** begin INFORMATION SHOWN **
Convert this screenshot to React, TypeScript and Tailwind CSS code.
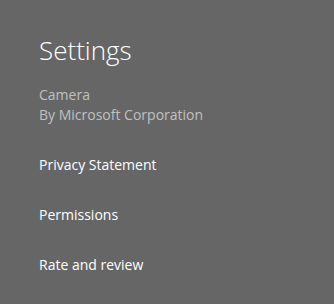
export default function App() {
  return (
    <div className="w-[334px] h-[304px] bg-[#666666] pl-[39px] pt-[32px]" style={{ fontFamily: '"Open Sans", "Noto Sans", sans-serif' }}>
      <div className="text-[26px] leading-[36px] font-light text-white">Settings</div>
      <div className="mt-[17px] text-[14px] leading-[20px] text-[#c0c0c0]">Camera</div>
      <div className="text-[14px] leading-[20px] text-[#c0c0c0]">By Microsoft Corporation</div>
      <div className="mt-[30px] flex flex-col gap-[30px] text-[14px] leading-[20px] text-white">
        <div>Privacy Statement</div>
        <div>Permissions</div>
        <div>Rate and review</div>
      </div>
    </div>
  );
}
** end INFORMATION SHOWN **
WHAT THE EXERCISE ASKS: Except for the pictures, reproduce every line exactly.

EXERCISE RESPONSE:
Convert this screenshot to React, TypeScript and Tailwind CSS code.
export default function App() {
  return (
    <div className="w-[334px] h-[304px] bg-[#666666] pl-[39px] pt-[32px]" style={{ fontFamily: '"Open Sans", "Noto Sans", sans-serif' }}>
      <div className="text-[26px] leading-[36px] font-light text-white">Settings</div>
      <div className="mt-[17px] text-[14px] leading-[20px] text-[#c0c0c0]">Camera</div>
      <div className="text-[14px] leading-[20px] text-[#c0c0c0]">By Microsoft Corporation</div>
      <div className="mt-[30px] flex flex-col gap-[30px] text-[14px] leading-[20px] text-white">
        <div>Privacy Statement</div>
        <div>Permissions</div>
        <div>Rate and review</div>
      </div>
    </div>
  );
}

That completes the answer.